17th century Flemish and Dutch paintings

Baellieur, Attributed to Cornelis I de
20.000 €

The Temptation of Saint Anthony
Oil on copper : 24,5 X 32,2 cm
Unsigned
18th century wooden sculpted Louis XVI frame : 44,3 X 36,7 cm

In short

Cornelis de Baellieur the Elder was an Antwerp painter who was strongly influenced by Frans Francken the Younger. Our painting partly copies a popular composition by Frans Francken II of which several versions exist: some are attributed to Frans Francken II or to his workshop, others to Cornelis de Baellieur I.

Saint Anthony was the first Christian who consecrated a large part of his life to solitude: an existence of abstinence and self-denial free of earthly attachments. Our painting shows how the devil attacked his mind with lustful thoughts and his body with seductive or frightful creatures.

About Cornelis de Baellieur I

Flemish painter
Antwerp 1607 – 1671 Antwerp

His last name is sometimes spelt de Baeilleur.

Painter of religious subjects and of genre scenes. Also active as an art dealer.

Pupil since 1617 of Anton Liesaert (1578 – after 1627).
In 1626 he became a Master in the Antwerp Painter’s Guild of Saint Luke (in 1644 be became Dean of this Guild).

De Baellieur was strongly influenced by Frans Francken II (Antwerp 1581 – 1642 Antwerp), an important history painter of biblical, mythological and allegorical subjects. Just like Francken de Baellieur also painted cabinet pictures depicting art galleries or private patrons admiring their collections.

Cornelis was the son of a dealer in paintings, who was also active as a glass-blower.

Cornelis married in 1633, but his wife died already less than a year later while giving birth to a daughter. He re-married at the end of 1636 and he had five more children, among whom Cornelis II (1642 – 1687) who became a decorative painter of bas-reliefs in grisaille. The art dealer and painter Victor Wolfvoet II (1612 – 1652) was godfather of one of the other five children.

The two main Flemish art dealers also belonged to the close circle of de Baellieur:

- he was a nephew of Guilliam Forchondt I (1608 – 1678). The company of Forchondt (also known as Forchoudt), himself also a painter, exported a lot of artwork to Central Europe (especially to Vienna) and to a lesser extent to Spain (and Portugal).

- de Baellieur’s sister married Forchondt’s main concurrent, Matthijs Musson (1593 – 1678), who specialised in export to Holland, Paris and Spain.
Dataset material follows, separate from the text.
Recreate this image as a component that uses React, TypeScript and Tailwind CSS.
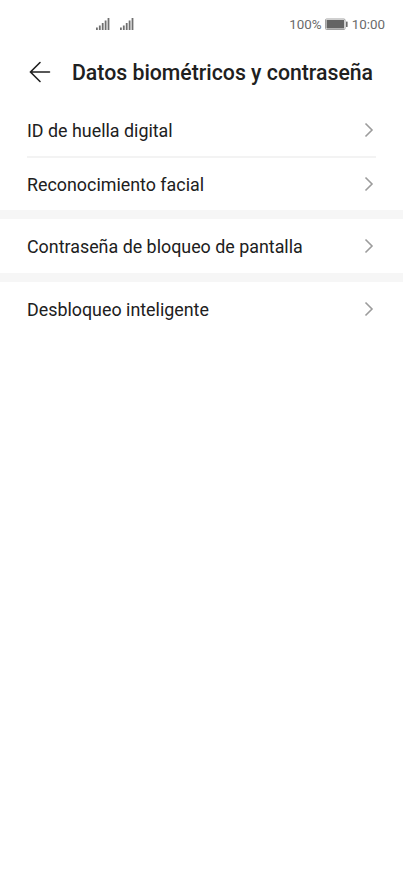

About the Temptation of Saint Anthony

Saint Anthony was born circa 251 in Middle Egypt. We know his life fairly well, thanks to the biography written by his disciple Athanasius.

Following his parents’ death he gave away his money and around the age of 20 he started a life full of want as a hermit becoming the most famous monk of ancient Christendom. He lived an ascetic life of austerity, sacrifice and extreme solitude.
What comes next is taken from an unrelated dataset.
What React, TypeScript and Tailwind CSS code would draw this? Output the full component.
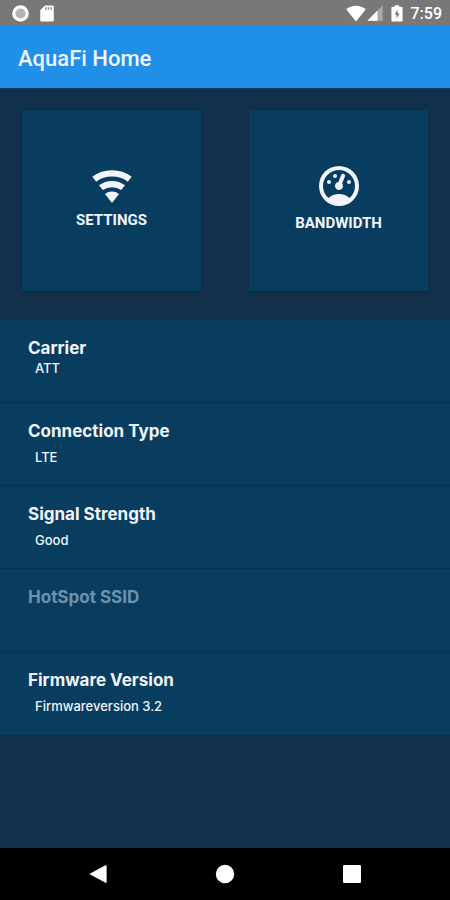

The first 35 years he lived retired into solitude in a grotto next to his birthplace, the following 20 years on a mountain on the other bank of the Nile and finally in a community of hermits in an oasis in the desert.

Though he led a hard life, full of deprivation, Anthony was very long-lived: death (which he had predicted) took him at the age of 105, on the 17th of January 355 (or 356).

Saint Anthony became a model for the denial of vice, specifically pleasures of the flesh. During his isolation he had to fight temptation by Satan under different forms, especially under that of the most seductive woman or also of wild beasts, demons and monsters. He had to fight evil thoughts, hallucinations, lusts and desires of all kind. This is the subject of our painting.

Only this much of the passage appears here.